→ **REQUIRED TASK**:
Pull out all lines from the listing below in which the word "React" appears.

→ **COLLECTED MATERIAL**:
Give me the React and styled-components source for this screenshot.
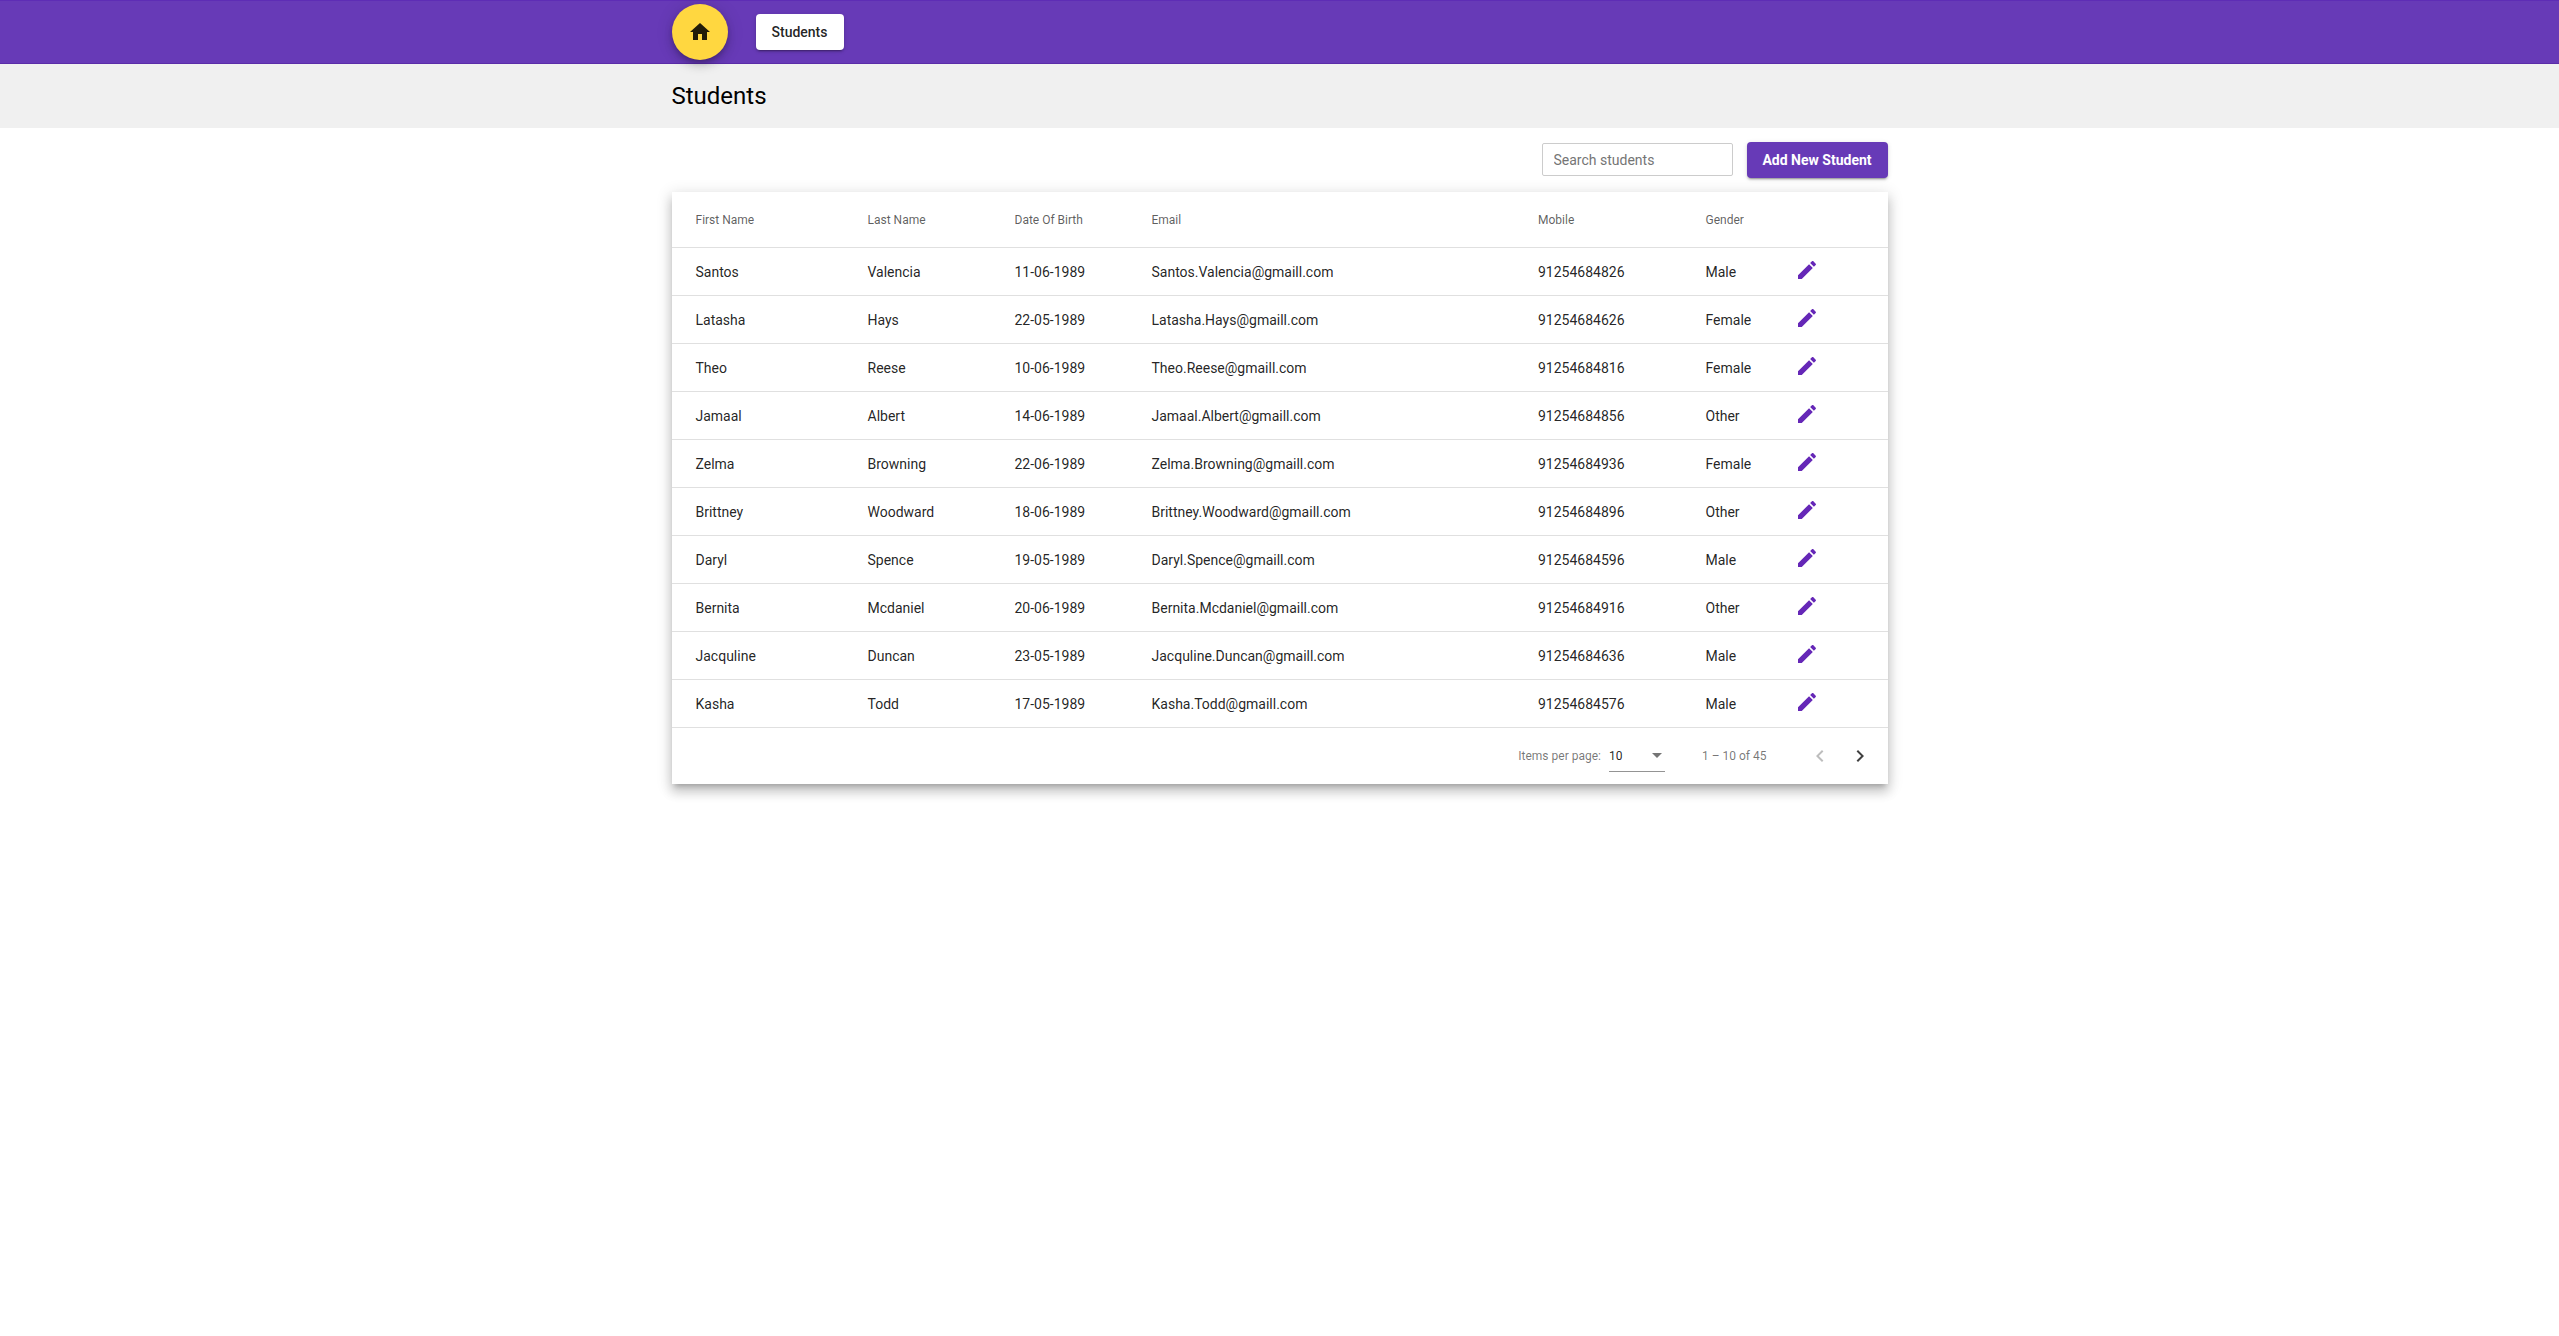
import React from 'react'
import styled, { createGlobalStyle } from 'styled-components'

const GlobalStyle = createGlobalStyle`
  html, body {
    margin: 0;
    background: #fff;
    font-family: Roboto, "Helvetica Neue", sans-serif;
    color: rgba(0, 0, 0, 0.87);
  }
`

const Page = styled.div`
  min-height: 100vh;
  background: #fff;
`

const Container = styled.div`
  width: 1216px;
  margin: 0 auto;
  display: flex;
  align-items: ${props => props.$align || 'stretch'};
  justify-content: ${props => props.$justify || 'flex-start'};
`

const Toolbar = styled.header`
  height: 64px;
  box-sizing: border-box;
  background: #673ab7;
  box-shadow: inset 0 1px 0 #5e2db5, inset 0 -1px 0 #5a2ca8;
  display: flex;
`

const HomeButton = styled.button`
  width: 56px;
  height: 56px;
  margin-top: 4px;
  border: 0;
  border-radius: 50%;
  padding: 0;
  background: #ffd740;
  color: rgba(0, 0, 0, 0.87);
  display: flex;
  align-items: center;
  justify-content: center;
  box-shadow: 0 3px 5px -1px rgba(0, 0, 0, 0.2), 0 6px 10px 0 rgba(0, 0, 0, 0.14), 0 1px 18px 0 rgba(0, 0, 0, 0.12);
`

const NavButton = styled.button`
  width: 88px;
  height: 36px;
  margin: 14px 0 0 28px;
  border: 0;
  border-radius: 4px;
  padding: 0;
  background: #fff;
  font: 500 14px/36px Roboto, sans-serif;
  color: rgba(0, 0, 0, 0.87);
  box-shadow: 0 3px 1px -2px rgba(0, 0, 0, 0.2), 0 2px 2px 0 rgba(0, 0, 0, 0.14), 0 1px 5px 0 rgba(0, 0, 0, 0.12);
`

const TitleBand = styled.div`
  height: 64px;
  background: #f0f0f0;
`

const Title = styled.h1`
  margin: 0;
  font: 400 24px/64px Roboto, sans-serif;
  color: #000;
`

const Actions = styled.div`
  height: 64px;
  display: flex;
  justify-content: flex-end;
  align-items: flex-start;
  padding-top: 14px;
  box-sizing: border-box;
`

const Search = styled.input`
  width: 191px;
  height: 33px;
  margin: 1px 14px 0 0;
  box-sizing: border-box;
  border: 1px solid #ccc;
  border-radius: 2px;
  padding: 0 11px;
  font: 400 14px Roboto, sans-serif;
  color: #333;
  outline: 0;
  &::placeholder { color: #757575; opacity: 1; }
`

const AddButton = styled.button`
  width: 141px;
  height: 36px;
  border: 0;
  border-radius: 4px;
  padding: 0;
  background: #673ab7;
  color: #fff;
  font: 700 14px/36px Roboto, sans-serif;
  box-shadow: 0 3px 1px -2px rgba(0, 0, 0, 0.2), 0 2px 2px 0 rgba(0, 0, 0, 0.14), 0 1px 5px 0 rgba(0, 0, 0, 0.12);
`

const Card = styled.section`
  width: 1216px;
  margin: 0 auto;
  background: #fff;
  box-shadow: 0 5px 5px -3px rgba(0, 0, 0, 0.2), 0 8px 10px 1px rgba(0, 0, 0, 0.14), 0 3px 14px 2px rgba(0, 0, 0, 0.12);
`

const Row = styled.div`
  display: grid;
  grid-template-columns: 172px 147px 137px 386.5px 167.5px 89px 1fr;
  height: ${props => (props.$head ? 56 : 48)}px;
  box-sizing: border-box;
  border-bottom: 1px solid #e0e0e0;
  padding-left: 24px;
  align-items: center;
`

const HeadCell = styled.div`
  font: 400 12px Roboto, sans-serif;
  color: rgba(0, 0, 0, 0.64);
`

const Cell = styled.div`
  font: 400 14px Roboto, sans-serif;
  color: rgba(0, 0, 0, 0.87);
`

const EditButton = styled.button`
  width: 24px;
  height: 24px;
  margin-top: -3px;
  border: 0;
  padding: 0;
  background: none;
  color: #6527b7;
  display: block;
`

const Pager = styled.div`
  height: 56px;
  padding-right: 8px;
  display: flex;
  align-items: center;
  justify-content: flex-end;
  font: 400 12px Roboto, sans-serif;
  color: rgba(0, 0, 0, 0.54);
`

const PageSize = styled.div`
  width: 56px;
  height: 32px;
  margin: 0 37px 0 8px;
  box-sizing: border-box;
  border-bottom: 1px solid rgba(0, 0, 0, 0.42);
  color: rgba(0, 0, 0, 0.87);
  display: flex;
  justify-content: space-between;
  align-items: center;
`

const Arrow = styled.span`
  width: 0;
  height: 0;
  margin-right: 3px;
  border-left: 5px solid transparent;
  border-right: 5px solid transparent;
  border-top: 5px solid rgba(0, 0, 0, 0.54);
`

const PageButton = styled.button`
  width: 40px;
  height: 40px;
  border: 0;
  padding: 8px;
  background: none;
  color: ${props => (props.disabled ? 'rgba(0, 0, 0, 0.26)' : 'rgba(0, 0, 0, 0.75)')};
`

const RangeLabel = styled.span`
  margin-right: 33px;
`

const Icon = ({ d }) => (
  <svg width="24" height="24" viewBox="0 0 24 24" fill="currentColor" display="block">
    <path d={d} />
  </svg>
)

const HOME = 'M10 20v-6h4v6h5v-8h3L12 3 2 12h3v8z'
const EDIT = 'M3 17.25V21h3.75L17.81 9.94l-3.75-3.75L3 17.25zM20.71 7.04c.39-.39.39-1.02 0-1.41l-2.34-2.34c-.39-.39-1.02-.39-1.41 0l-1.83 1.83 3.75 3.75 1.83-1.83z'
const PREV = 'M15.41 7.41L14 6l-6 6 6 6 1.41-1.41L10.83 12z'
const NEXT = 'M10 6L8.59 7.41 13.17 12l-4.58 4.59L10 18l6-6z'

const students = [
  ['Santos', 'Valencia', '11-06-1989', 'Santos.Valencia@gmaill.com', '91254684826', 'Male'],
  ['Latasha', 'Hays', '22-05-1989', 'Latasha.Hays@gmaill.com', '91254684626', 'Female'],
  ['Theo', 'Reese', '10-06-1989', 'Theo.Reese@gmaill.com', '91254684816', 'Female'],
  ['Jamaal', 'Albert', '14-06-1989', 'Jamaal.Albert@gmaill.com', '91254684856', 'Other'],
  ['Zelma', 'Browning', '22-06-1989', 'Zelma.Browning@gmaill.com', '91254684936', 'Female'],
  ['Brittney', 'Woodward', '18-06-1989', 'Brittney.Woodward@gmaill.com', '91254684896', 'Other'],
  ['Daryl', 'Spence', '19-05-1989', 'Daryl.Spence@gmaill.com', '91254684596', 'Male'],
  ['Bernita', 'Mcdaniel', '20-06-1989', 'Bernita.Mcdaniel@gmaill.com', '91254684916', 'Other'],
  ['Jacquline', 'Duncan', '23-05-1989', 'Jacquline.Duncan@gmaill.com', '91254684636', 'Male'],
  ['Kasha', 'Todd', '17-05-1989', 'Kasha.Todd@gmaill.com', '91254684576', 'Male'],
]

const columns = ['First Name', 'Last Name', 'Date Of Birth', 'Email', 'Mobile', 'Gender']

export default function App() {
  return (
    <Page>
      <GlobalStyle />
      <Toolbar>
        <Container>
          <HomeButton aria-label="Home"><Icon d={HOME} /></HomeButton>
          <NavButton>Students</NavButton>
        </Container>
      </Toolbar>
      <TitleBand>
        <Container>
          <Title>Students</Title>
        </Container>
      </TitleBand>
      <Container $justify="flex-end">
        <Actions>
          <Search placeholder="Search students" />
          <AddButton>Add New Student</AddButton>
        </Actions>
      </Container>
      <Card>
        <Row $head>
          {columns.map(c => <HeadCell key={c}>{c}</HeadCell>)}
          <HeadCell />
        </Row>
        {students.map(s => (
          <Row key={s[3]}>
            {s.map((v, i) => <Cell key={i}>{v}</Cell>)}
            <Cell>
              <EditButton aria-label="Edit"><Icon d={EDIT} /></EditButton>
            </Cell>
          </Row>
        ))}
        <Pager>
          <span>Items per page:</span>
          <PageSize>
            <span>10</span>
            <Arrow />
          </PageSize>
          <RangeLabel>1 – 10 of 45</RangeLabel>
          <PageButton disabled aria-label="Previous page"><Icon d={PREV} /></PageButton>
          <PageButton aria-label="Next page"><Icon d={NEXT} /></PageButton>
        </Pager>
      </Card>
    </Page>
  )
}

→ **CORRECT ANSWER**:
Give me the React and styled-components source for this screenshot.
import React from 'react'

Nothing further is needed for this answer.